As the Hoosier State got closer, it came out of shadow and into the golden sunlight, as you can see in these two pictures.

I saw Joe on the boat as it neared the bridge, and as it went under he shouted up to me that the new AEP boat Mike Weisend was on its way down and should be there in 30 minutes.

We shouted some stuff back and forth before the boat went under the bridge. The last shot I got was of this deckhand.

Down at the car, I bribed Joey with the promise of his favorite sandwich from Subway if he wouldn't complain about my going up the river a few miles to look for the Weisend. He agreed. We went up as far as Cheshire, but we didn't see it. On the way up, we passed the Kyger Creek and Gavin power plants. I told him some about the pollution equipment on them and of how coal-fired plants still leave a lot of stuff behind in the form of coal ash and scrubber sludge that has to be disposed of.
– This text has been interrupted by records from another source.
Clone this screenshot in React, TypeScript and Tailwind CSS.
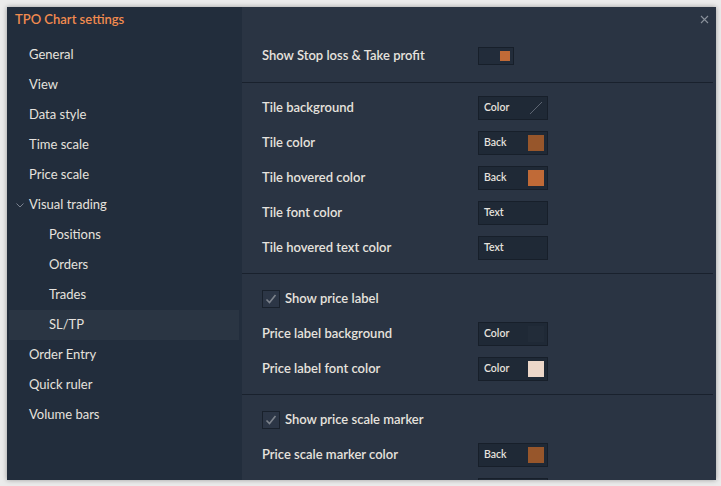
const FONT = { fontFamily: 'Lato, "Open Sans", sans-serif' }

type NavItem = { label: string; level: 0 | 1; expanded?: boolean; active?: boolean }

const NAV: NavItem[] = [
  { label: 'General', level: 0 },
  { label: 'View', level: 0 },
  { label: 'Data style', level: 0 },
  { label: 'Time scale', level: 0 },
  { label: 'Price scale', level: 0 },
  { label: 'Visual trading', level: 0, expanded: true },
  { label: 'Positions', level: 1 },
  { label: 'Orders', level: 1 },
  { label: 'Trades', level: 1 },
  { label: 'SL/TP', level: 1, active: true },
  { label: 'Order Entry', level: 0 },
  { label: 'Quick ruler', level: 0 },
  { label: 'Volume bars', level: 0 },
]

type Swatch = 'none' | 'empty' | string

function ColorBox({ text, swatch }: { text?: string; swatch: Swatch }) {
  return (
    <div className="w-[70px] h-[24px] shrink-0 border border-[#171f2a] bg-[#1f2936] flex items-center justify-between pl-[5px] pr-[3px]">
      <span className="text-[10.5px] text-[#e6e2de] font-semibold">{text}</span>
      {swatch === 'none' ? (
        <svg width="16" height="16" viewBox="0 0 16 16">
          <line x1="2" y1="14" x2="14" y2="2" stroke="#5d6572" strokeWidth="1" />
        </svg>
      ) : swatch === 'empty' ? null : (
        <div className="w-[16px] h-[16px]" style={{ background: swatch }} />
      )}
    </div>
  )
}

function Row({ label, children }: { label?: string; children: React.ReactNode }) {
  return (
    <div className="flex items-center h-[24px] shrink-0">
      <div className="w-[216px] text-[13px] font-semibold text-[#e6e2de]">{label}</div>
      {children}
    </div>
  )
}

function Check({ label }: { label: string }) {
  return (
    <div className="flex items-center h-[24px] gap-[5px] shrink-0">
      <div className="w-[18px] h-[18px] border border-[#19212c] bg-[#2c3646] flex items-center justify-center">
        <svg width="12" height="12" viewBox="0 0 12 12">
          <path d="M1.5 6.5 L4.5 9.5 L10.5 2" fill="none" stroke="#7d838c" strokeWidth="1.6" />
        </svg>
      </div>
      <span className="text-[13px] font-semibold text-[#e6e2de]">{label}</span>
    </div>
  )
}

export default function App() {
  return (
    <div className="w-[721px] h-[486px] bg-[#ebebeb] p-[7px]" style={FONT}>
      <div className="relative w-[709px] h-[473px] flex overflow-hidden shadow-[0_0_5px_rgba(0,0,0,0.35)]">
        {/* sidebar */}
        <aside className="w-[235px] shrink-0 bg-[#222d3c] flex flex-col">
          <div className="h-[33px] shrink-0 pt-[4px] pl-[8px] text-[13px] font-semibold text-[#f28b4f] leading-[16px]">
            TPO Chart settings
          </div>
          {NAV.map((n) => (
            <div
              key={n.label}
              className={
                'h-[30px] shrink-0 flex items-center ml-[2px] mr-[3px] text-[13px] text-[#e6e2de] ' +
                (n.active ? 'bg-[#2a3543] ' : '') +
                (n.level === 1 ? 'pl-[40px]' : 'pl-[20px]')
              }
            >
              {n.expanded && (
                <svg className="-ml-[13px] mr-[5px]" width="8" height="8" viewBox="0 0 8 8">
                  <path d="M0.5 2.5 L4 6 L7.5 2.5" fill="none" stroke="#7b8290" strokeWidth="1" />
                </svg>
              )}
              {n.label}
            </div>
          ))}
        </aside>

        {/* content */}
        <main className="flex-1 bg-[#2a3443] flex flex-col overflow-hidden">
          <button className="absolute right-[7px] top-[8px] text-[#8a919b]">
            <svg width="9" height="9" viewBox="0 0 9 9">
              <path d="M1 1 L8 8 M8 1 L1 8" stroke="currentColor" strokeWidth="1.1" />
            </svg>
          </button>

          <section className="h-[76px] shrink-0 pt-[37px] pl-[20px] mr-[3px] border-b border-[#19212d]">
            <Row label="Show Stop loss & Take profit">
              <div className="w-[36px] h-[18px] border border-[#171f2a] bg-[#222c3a] flex items-center justify-end pr-[3px]">
                <div className="w-[10px] h-[10px] bg-[#c06a37]" />
              </div>
            </Row>
          </section>

          <section className="shrink-0 flex flex-col gap-[11px] pt-[13px] pb-[13px] pl-[20px] mr-[3px] border-b border-[#19212d]">
            <Row label="Tile background">
              <ColorBox text="Color" swatch="none" />
            </Row>
            <Row label="Tile color">
              <ColorBox text="Back" swatch="#97562b" />
            </Row>
            <Row label="Tile hovered color">
              <ColorBox text="Back" swatch="#c06a37" />
            </Row>
            <Row label="Tile font color">
              <ColorBox text="Text" swatch="empty" />
            </Row>
            <Row label="Tile hovered text color">
              <ColorBox text="Text" swatch="empty" />
            </Row>
          </section>

          <section className="shrink-0 flex flex-col gap-[11px] pt-[13px] pb-[13px] pl-[20px] mr-[3px] border-b border-[#19212d]">
            <Check label="Show price label" />
            <Row label="Price label background">
              <ColorBox text="Color" swatch="#222c39" />
            </Row>
            <Row label="Price label font color">
              <ColorBox text="Color" swatch="#ecd7c9" />
            </Row>
          </section>

          <section className="shrink-0 flex flex-col gap-[11px] pt-[13px] pl-[20px] mr-[3px]">
            <Check label="Show price scale marker" />
            <Row label="Price scale marker color">
              <ColorBox text="Back" swatch="#97562b" />
            </Row>
            <Row>
              <ColorBox swatch="empty" />
            </Row>
          </section>
        </main>
      </div>
    </div>
  )
}
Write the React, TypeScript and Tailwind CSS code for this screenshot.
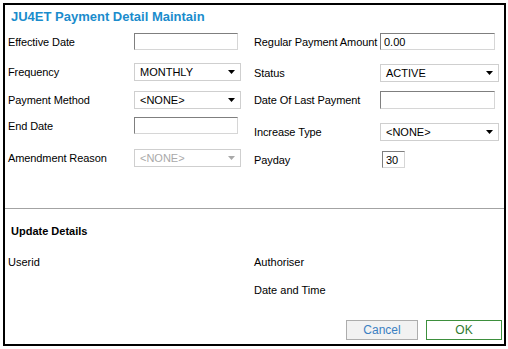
import React from 'react'

const inputCls =
  'h-[17px] border border-t-[#7f7f7f] border-l-[#7f7f7f] border-r-[#d6d6d6] border-b-[#d6d6d6] bg-white px-[3px] text-[11px] text-black outline-none'

function TextBox({ w, value = '', className = '' }: { w: string; value?: string; className?: string }) {
  return <input readOnly value={value} className={`${inputCls} ${w} ${className}`} />
}

function Combo({ w, value, disabled = false }: { w: string; value: string; disabled?: boolean }) {
  return (
    <div
      className={`flex h-[18px] ${w} items-center justify-between border border-[#cfcfcf] bg-white pl-[5px] pr-[5px] text-[11px] ${
        disabled ? 'text-[#a9a9a9]' : 'text-black'
      }`}
    >
      <span>{value}</span>
      <svg width="7" height="4" viewBox="0 0 7 4">
        <path d="M0 0 L7 0 L3.5 4 Z" fill={disabled ? '#a9a9a9' : '#000'} />
      </svg>
    </div>
  )
}

function Row({ h, label, children }: { h: string; label: string; children?: React.ReactNode }) {
  return (
    <div className={`flex ${h} items-start`}>
      <div className="flex w-[126px] shrink-0 items-center whitespace-nowrap text-[11px] tracking-[-0.1px] text-black">
        <span className="leading-[18px]">{label}</span>
      </div>
      {children}
    </div>
  )
}

export default function App() {
  return (
    <div className="h-[349px] w-[508px] bg-white p-[3px] font-['Liberation_Sans',Arial,sans-serif]">
      <div className="flex h-[343px] w-[503px] flex-col border-2 border-black">
        <div className="h-[28px] pl-[6px] pt-[4px] text-[13px] font-bold leading-[16px] text-[#1a8ccc]">
          JU4ET Payment Detail Maintain
        </div>

        <div className="flex h-[175px] pl-[3px]">
          <div className="flex w-[246px] flex-col">
            <Row h="h-[30px]" label="Effective Date">
              <TextBox w="w-[104px]" />
            </Row>
            <Row h="h-[28px]" label="Frequency">
              <Combo w="w-[107px]" value="MONTHLY" />
            </Row>
            <Row h="h-[26px]" label="Payment Method">
              <Combo w="w-[107px]" value="<NONE>" />
            </Row>
            <Row h="h-[32px]" label="End Date">
              <TextBox w="w-[104px]" />
            </Row>
            <Row h="h-[18px]" label="Amendment Reason">
              <Combo w="w-[107px]" value="<NONE>" disabled />
            </Row>
          </div>
          <div className="flex flex-col">
            <Row h="h-[31px]" label="Regular Payment Amount">
              <TextBox w="w-[115px]" value="0.00" />
            </Row>
            <Row h="h-[27px]" label="Status">
              <Combo w="w-[119px]" value="ACTIVE" />
            </Row>
            <Row h="h-[32px]" label="Date Of Last Payment">
              <TextBox w="w-[115px]" className="h-[18px]" />
            </Row>
            <Row h="h-[28px]" label="Increase Type">
              <Combo w="w-[119px]" value="<NONE>" />
            </Row>
            <Row h="h-[18px]" label="Payday">
              <TextBox w="w-[23px]" value="30" className="ml-[2px] px-[2px]" />
            </Row>
          </div>
        </div>

        <div className="h-px bg-[#a3a3a3]" />

        <div className="pl-[6px] pt-[15px] text-[11px] font-bold leading-[14px] text-black">Update Details</div>

        <div className="mt-[14px] flex h-[20px] items-center pl-[3px] text-[11px] text-black">
          <span className="w-[246px]">Userid</span>
          <span>Authoriser</span>
        </div>
        <div className="mt-[8px] flex h-[20px] items-center pl-[3px] text-[11px] text-black">
          <span className="w-[246px]" />
          <span>Date and Time</span>
        </div>

        <div className="mt-[20px] flex justify-end gap-[8px] pr-[2px]">
          <button className="h-[20px] w-[72px] border border-[#adadad] bg-[#f2f2f2] text-[12px] text-[#3b80c2]">
            Cancel
          </button>
          <button className="h-[20px] w-[76px] border border-[#3d8f3d] bg-white text-[12px] text-[#2f7a2f]">
            OK
          </button>
        </div>
      </div>
    </div>
  )
}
Joey got his sandwich, and I got home to work on editing the pictures. During a Facebook conversation with Joe Kincaid, I was told that some guys on the boat heard sires of emergency vehicles crossing the bridge, and they thought I was as a jumper. I told them the sirens came from a police car and a firetruck escorting a pickup full of cheerleaders. And it's not like I haven't been mistaken for a jumper before.

So that was my excitement for the evening. My one regret is that after the Hoosier Stat exited the Kanawha and as I was crossing the Silver Memorial Bridge, I could have gotten a good shot of the Hoosier State lightboat with Point Pleasant in the background. But the light was fading, my camera was in its bag and I didn't want to take the time to slow down on the bridge, as the traffic that was a quarter of a mile behind me might not notice the slow speed I would have to be going.

Perhaps someday the opportunity will present itself  again.